What's particularly egregious is that the government saw fit to allocate our tax dollars, without our say, to a company that should, by market forces, have gone under. I would have happily taken my tiny percentage of money that went to GM and instead spent it on a car I chose to buy.
There really isn't a simple answer to this, much as we might like to think there is one. Popular sentiment expresses anger that these bailouts would happen at all, given how little help there is for the individual in this economic downturn. There is general mistrust and dislike of banks and big business anyway, as expressed in the current OWS protests. But few people ask what would have happened if Bank of America had gone under? They hold a significant number of the mortgages in this country. Would we have been better off to let pure capitalism and economic natural selection to run its course? I'm not sure we would have been.
The bailout/buyout of General Motors, on the other hand, has been largely successful. Tens of thousands of jobs were saved, and the spending and taxes this has continued with those employees has probably already paid for much of the bailout.
So it would be nice if the government never had to step in, but the idea that government and business are exclusive of each other in the modern American economy is naive at best.
Ideally, the government would have to role in this. Bailing out these sorts of firms creates "moral hazard" and makes it more likely that firms will take unwise risks. They will know that if their risks pay off, they get the profits but that if they lose on their "bets" the government will cover their losses. This would lead to firms doing riskier things.
However, there are times when it is important to bail out firms, even at the risk of creating moral hazards. I believe that 2008 was one of those times. At that point, it was not just single firms that needed bailing out--it was a whole industry. Had the whole financial industry (and perhaps the whole auto industry) fallen apart, the US could have been facing a terrible depression.
What the government should do is to try to ensure that firms like those in the financial industry cannot do things that cause them to put the whole American economy at risk. This would be better than having to bail them out after they make mistakes.
There is a massive difficulty that governments face in these situations. On the one hand, they have a responsibility to ensure the continued survival and good health of their economy, and this therefore indicates that they should have the responsibility of bailing out companies. On the other hand, if they continually bail out companies, it encourages these companies and banks to deliberately take stupid risks that jeopardises the health of the economy as they know that the government will help them if they are in trouble. The government therefore is between a rock and a hard place in this situation. It has a responsibility to help, but not to help too much so that such companies and banks remain accountable for the situation in which they find themselves.
It is, indeed, a case of "between a rock and a hard place" for the government. I don't pay enough attention to what most "tea partiers" say to know if any of them have expressed an opinion - do they feel the government should have stayed out of it and let the financial institutions and the auto manufacturers go down? My impression is that they advocate absolutely no government support for anything, which to me implies that they would have allowed all the unemployment and international economic consequences to play out. I happen to feel the government does need to selectively become involved...the hard part is determining when to do so and how to insure accountability for the money provided.

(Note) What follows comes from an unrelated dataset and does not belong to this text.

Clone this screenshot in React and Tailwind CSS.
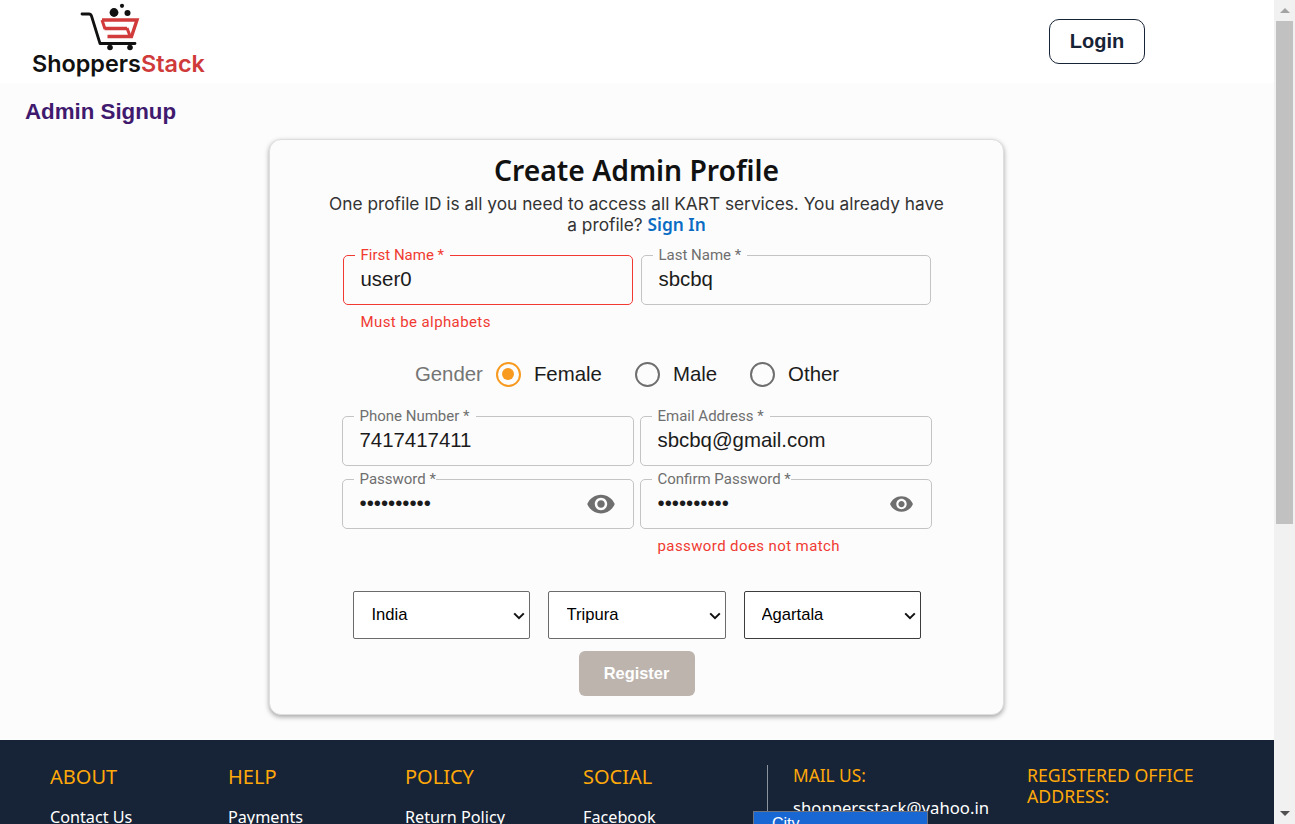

Personal opinion, not spoken as an economist nor an expert in government, I believe the government does well to bail out troubled economy and the individual components (corporations, banks, etc). The truth is that had the government not negotiated bailouts of entities like Bear Sterns, for example, the threat of a global financial collapse loomed as a living, breathing dragon at the necks of the nations. Plus it is critical to save jobs to save the economy from a repeat of the 1930s. And the government did this. Of course it is harder to be successful now than in FDRs time because of the magnitude and complexity now present, but, nonetheless, the effort is needed.
I agree with the three posts. We should not bail out large companies generally speaking. There are a few reasons for this.
1. Banks and corporations has failed in the past and they will continue in the future. So, get the incompetent people out and get competent people in. With bailouts you do the reverse! You take money from hard workers and fuel incompetent people.
2. The rich get wealthier and the poor get poorer, enough said on this one.
3. With more bailouts, there will be more inflation later on. Bailouts usually are accompanied with printing of more money.
A larger problem with the entire bailout mentality is that it insulates people and corporations against failure. We are losing the mindset that failure is a bad thing; if you make a bad decision and then the government steps in and gives you money, what reason is there to strive for success? If you are unemployed and receive enough unemployment to live better than many people working minimum wage, what motivation is there to get back into the workforce? The issue of bailouts is enormous and covers books, but the issues of motivation and failure are major as well.
I remember hearing that we needed to bail out some of these big companies because they are so integral to the national and international economy that they are "too big to fail" meaning not that they couldn't fail but the the government couldn't let them fail. I think any company that big needs to be evaluated for its financial integrity and that better protections and oversight need to be present so that the risks taken and losses noted can't have that kind of momentous impact on the overall picture.
I don't think the bailouts worked. There needs to be more accountability for how the money is spent. Corporations should not be able to spend the bailout funds on fancy retreats or bonuses to corporate officers. If the company has money to spend on this, it does not need a bailout.